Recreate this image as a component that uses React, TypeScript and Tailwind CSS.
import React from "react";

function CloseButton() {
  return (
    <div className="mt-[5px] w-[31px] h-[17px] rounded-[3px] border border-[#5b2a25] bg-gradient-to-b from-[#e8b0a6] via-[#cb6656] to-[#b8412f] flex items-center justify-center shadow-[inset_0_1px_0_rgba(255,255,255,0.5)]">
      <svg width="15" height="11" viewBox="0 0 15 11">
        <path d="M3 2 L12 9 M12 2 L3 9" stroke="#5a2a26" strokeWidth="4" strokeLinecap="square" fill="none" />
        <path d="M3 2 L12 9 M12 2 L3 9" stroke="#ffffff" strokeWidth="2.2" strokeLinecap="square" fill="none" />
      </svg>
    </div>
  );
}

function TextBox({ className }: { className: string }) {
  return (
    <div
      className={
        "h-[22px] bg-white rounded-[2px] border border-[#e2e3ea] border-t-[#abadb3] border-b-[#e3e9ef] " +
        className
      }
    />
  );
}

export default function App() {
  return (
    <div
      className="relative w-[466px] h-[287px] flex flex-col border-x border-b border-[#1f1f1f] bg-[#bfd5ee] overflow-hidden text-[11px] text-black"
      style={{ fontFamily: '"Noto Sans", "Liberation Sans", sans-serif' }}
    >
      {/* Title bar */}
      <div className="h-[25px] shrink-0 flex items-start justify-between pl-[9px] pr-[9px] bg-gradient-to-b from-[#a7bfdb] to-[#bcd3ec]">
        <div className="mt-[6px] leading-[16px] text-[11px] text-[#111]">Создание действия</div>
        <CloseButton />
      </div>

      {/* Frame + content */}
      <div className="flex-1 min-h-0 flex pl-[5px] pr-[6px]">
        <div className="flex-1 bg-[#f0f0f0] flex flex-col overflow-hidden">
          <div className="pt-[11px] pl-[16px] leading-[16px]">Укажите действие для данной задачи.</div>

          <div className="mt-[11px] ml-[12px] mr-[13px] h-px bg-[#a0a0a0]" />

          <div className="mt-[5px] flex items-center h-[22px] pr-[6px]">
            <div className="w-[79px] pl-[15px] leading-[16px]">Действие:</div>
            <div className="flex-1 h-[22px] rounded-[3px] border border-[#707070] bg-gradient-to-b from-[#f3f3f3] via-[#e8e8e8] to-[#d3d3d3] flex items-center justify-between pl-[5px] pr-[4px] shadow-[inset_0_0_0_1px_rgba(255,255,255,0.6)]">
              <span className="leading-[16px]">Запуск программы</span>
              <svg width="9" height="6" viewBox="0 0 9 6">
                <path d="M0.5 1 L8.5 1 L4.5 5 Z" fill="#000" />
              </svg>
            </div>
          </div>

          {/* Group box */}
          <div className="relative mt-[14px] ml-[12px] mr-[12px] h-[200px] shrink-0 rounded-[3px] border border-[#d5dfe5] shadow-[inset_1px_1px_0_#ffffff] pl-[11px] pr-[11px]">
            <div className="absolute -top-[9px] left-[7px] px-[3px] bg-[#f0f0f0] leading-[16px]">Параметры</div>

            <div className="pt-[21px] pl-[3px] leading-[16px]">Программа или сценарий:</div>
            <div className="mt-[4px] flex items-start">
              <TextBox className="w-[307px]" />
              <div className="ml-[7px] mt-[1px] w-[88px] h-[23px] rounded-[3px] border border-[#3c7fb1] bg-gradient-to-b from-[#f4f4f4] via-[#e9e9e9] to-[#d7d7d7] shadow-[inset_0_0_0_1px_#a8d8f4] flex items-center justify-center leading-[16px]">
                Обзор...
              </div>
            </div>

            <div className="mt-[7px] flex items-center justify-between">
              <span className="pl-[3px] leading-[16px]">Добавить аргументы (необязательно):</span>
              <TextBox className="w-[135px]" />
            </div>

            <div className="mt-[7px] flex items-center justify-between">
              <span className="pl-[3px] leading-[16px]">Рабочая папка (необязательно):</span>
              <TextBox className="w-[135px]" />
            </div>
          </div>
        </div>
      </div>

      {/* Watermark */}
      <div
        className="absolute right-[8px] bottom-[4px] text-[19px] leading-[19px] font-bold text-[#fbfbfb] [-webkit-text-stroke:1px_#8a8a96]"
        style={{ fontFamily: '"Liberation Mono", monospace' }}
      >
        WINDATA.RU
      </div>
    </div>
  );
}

● ● ● ●

Copy all of the material word for word.

◆ **FINISHED TASK**
Recreate this image as a component that uses React, TypeScript and Tailwind CSS.
import React from "react";

function CloseButton() {
  return (
    <div className="mt-[5px] w-[31px] h-[17px] rounded-[3px] border border-[#5b2a25] bg-gradient-to-b from-[#e8b0a6] via-[#cb6656] to-[#b8412f] flex items-center justify-center shadow-[inset_0_1px_0_rgba(255,255,255,0.5)]">
      <svg width="15" height="11" viewBox="0 0 15 11">
        <path d="M3 2 L12 9 M12 2 L3 9" stroke="#5a2a26" strokeWidth="4" strokeLinecap="square" fill="none" />
        <path d="M3 2 L12 9 M12 2 L3 9" stroke="#ffffff" strokeWidth="2.2" strokeLinecap="square" fill="none" />
      </svg>
    </div>
  );
}

function TextBox({ className }: { className: string }) {
  return (
    <div
      className={
        "h-[22px] bg-white rounded-[2px] border border-[#e2e3ea] border-t-[#abadb3] border-b-[#e3e9ef] " +
        className
      }
    />
  );
}

export default function App() {
  return (
    <div
      className="relative w-[466px] h-[287px] flex flex-col border-x border-b border-[#1f1f1f] bg-[#bfd5ee] overflow-hidden text-[11px] text-black"
      style={{ fontFamily: '"Noto Sans", "Liberation Sans", sans-serif' }}
    >
      {/* Title bar */}
      <div className="h-[25px] shrink-0 flex items-start justify-between pl-[9px] pr-[9px] bg-gradient-to-b from-[#a7bfdb] to-[#bcd3ec]">
        <div className="mt-[6px] leading-[16px] text-[11px] text-[#111]">Создание действия</div>
        <CloseButton />
      </div>

      {/* Frame + content */}
      <div className="flex-1 min-h-0 flex pl-[5px] pr-[6px]">
        <div className="flex-1 bg-[#f0f0f0] flex flex-col overflow-hidden">
          <div className="pt-[11px] pl-[16px] leading-[16px]">Укажите действие для данной задачи.</div>

          <div className="mt-[11px] ml-[12px] mr-[13px] h-px bg-[#a0a0a0]" />

          <div className="mt-[5px] flex items-center h-[22px] pr-[6px]">
            <div className="w-[79px] pl-[15px] leading-[16px]">Действие:</div>
            <div className="flex-1 h-[22px] rounded-[3px] border border-[#707070] bg-gradient-to-b from-[#f3f3f3] via-[#e8e8e8] to-[#d3d3d3] flex items-center justify-between pl-[5px] pr-[4px] shadow-[inset_0_0_0_1px_rgba(255,255,255,0.6)]">
              <span className="leading-[16px]">Запуск программы</span>
              <svg width="9" height="6" viewBox="0 0 9 6">
                <path d="M0.5 1 L8.5 1 L4.5 5 Z" fill="#000" />
              </svg>
            </div>
          </div>

          {/* Group box */}
          <div className="relative mt-[14px] ml-[12px] mr-[12px] h-[200px] shrink-0 rounded-[3px] border border-[#d5dfe5] shadow-[inset_1px_1px_0_#ffffff] pl-[11px] pr-[11px]">
            <div className="absolute -top-[9px] left-[7px] px-[3px] bg-[#f0f0f0] leading-[16px]">Параметры</div>

            <div className="pt-[21px] pl-[3px] leading-[16px]">Программа или сценарий:</div>
            <div className="mt-[4px] flex items-start">
              <TextBox className="w-[307px]" />
              <div className="ml-[7px] mt-[1px] w-[88px] h-[23px] rounded-[3px] border border-[#3c7fb1] bg-gradient-to-b from-[#f4f4f4] via-[#e9e9e9] to-[#d7d7d7] shadow-[inset_0_0_0_1px_#a8d8f4] flex items-center justify-center leading-[16px]">
                Обзор...
              </div>
            </div>

            <div className="mt-[7px] flex items-center justify-between">
              <span className="pl-[3px] leading-[16px]">Добавить аргументы (необязательно):</span>
              <TextBox className="w-[135px]" />
            </div>

            <div className="mt-[7px] flex items-center justify-between">
              <span className="pl-[3px] leading-[16px]">Рабочая папка (необязательно):</span>
              <TextBox className="w-[135px]" />
            </div>
          </div>
        </div>
      </div>

      {/* Watermark */}
      <div
        className="absolute right-[8px] bottom-[4px] text-[19px] leading-[19px] font-bold text-[#fbfbfb] [-webkit-text-stroke:1px_#8a8a96]"
        style={{ fontFamily: '"Liberation Mono", monospace' }}
      >
        WINDATA.RU
      </div>
    </div>
  );
}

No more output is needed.